With the atrocities of the Holocaust that caused the murder of about six million Jews through unimaginable ways like gassing, mass shooting, and starvation, it was no surprise that many wanted to take revenge. This was how Nakam, a paramilitary organization made of Holocaust survivors, was formed.
They wanted to seek revenge for the death of their brothers and sisters who perished. The “Jewish Avengers of the Holocaust” might not have suits as cool as Iron Man’s, nor could they turn green and giant like Hulk, but they sure were as brave.
Nakam Was Formed
It all started in 1945 when after visiting the site of the Ponary massacre and the extermination camp at Majdanek and especially meeting the survivors of Auschwitz camp, Abba Kovner decided that he would take revenge. He was a Polish Israeli poet and writer who attempted to organize a ghetto uprising. When that failed, he hid in the forest, joined the Soviet partisans, and survived the war.
Kovner recruited some 50 Holocaust survivors, most former Jewish partisans and a few who had escaped to the Soviet Union. They named their organization Nakam (Revenge). They used the Hebrew name that meant “judgment,” which could also be an acronym for “the blood of Israel avenges.”
The members of Nakam believed that the Jews were not safe from another Holocaust just because Nazi Germany was defeated. As for Kovner, the only way to let the Germans know that the Jews were not to mess with was through proportional revenge, which meant they had to kill six million Germans, too. They had also doubted that the laws of the time would suffice to punish an event as extreme as the Holocaust. So, they had their plans ready to be set in motion.
Poison a German Village.
One of Nakam’s members, Joseph Harmatz, posed as a Polish displaced person and attempted to infiltrate the municipal water supply in Nuremberg. The place had been the headquarters of the Nazis, so it would be a good place for them to take their revenge. Through some bribery, Harmatz had Willek Schwerzreich placed in a position with the municipal water company. Schwerzreich observed the outline of the water system and the control of the main water valve. From that, they planned where they would put the poison that would possibly kill the most significant number of Germans.

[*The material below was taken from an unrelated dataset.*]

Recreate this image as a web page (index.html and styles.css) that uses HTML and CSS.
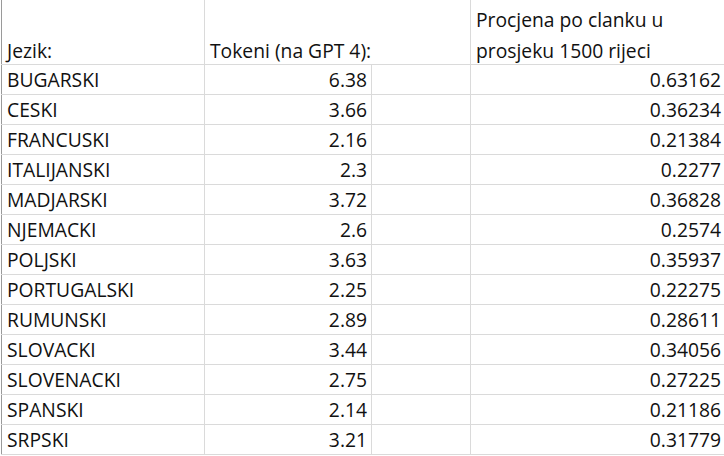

It was Kovner who had to find the poison that they would use. So, he traveled to Palestine under the guise of a Jewish Brigade soldier on leave. But, he failed to convince the Haganah chiefs, the Zionist paramilitary organization, to give him poison.
In September, he met Ephraim and Aharon Katzir, chemists at the Hebrew University of Jerusalem who were sympathetic to the revenge plot. In December 1945, he already traveled to Alexandria, Egypt, carrying false papers, a duffel with gold hidden in toothpaste tubes, and cans full of poison. After he boarded the ship headed to France, Kovner’s name and three more were called over. He left the duffel to a friend named Ytzik Rosenkranz and instructed that he throw half the poison in the sea. He then turned himself in and was arrested by the British police.
Mass Poison the SS POWs.
Plan A was already out, so Nakam had to move to Plan B to poison the SS prisoners. In October 1945, he set up a laboratory in the Nakam headquarters in Paris to test various formulations of tasteless and odorless poison with delayed effects. The result was a formulation made of arsenic, glue, and some other additives that could be brushed onto the loaves of bread. They tested their formula on cats to confirm its lethality.
They decided they would poison the prisoners of Langwasser internment camp with 12,000 to 15,000 prisoners, most of whom were former SS officers or important Nazi figures. They managed to smuggle the arsenic and apply it to the bottom of each loaf to prevent the loaves of bread from looking suspicious. Only 3,000 out of the original 14,000 loaves of bread were laced with poison because the bakers went on strike.
Soon, reports would say that 2,283 German prisoners fell ill from poisoning, 207 of which were critical. None of them died. Soon, the German prosecutors started an investigation for attempted murder, but the preliminary studies were dropped due to the “unusual circumstance.”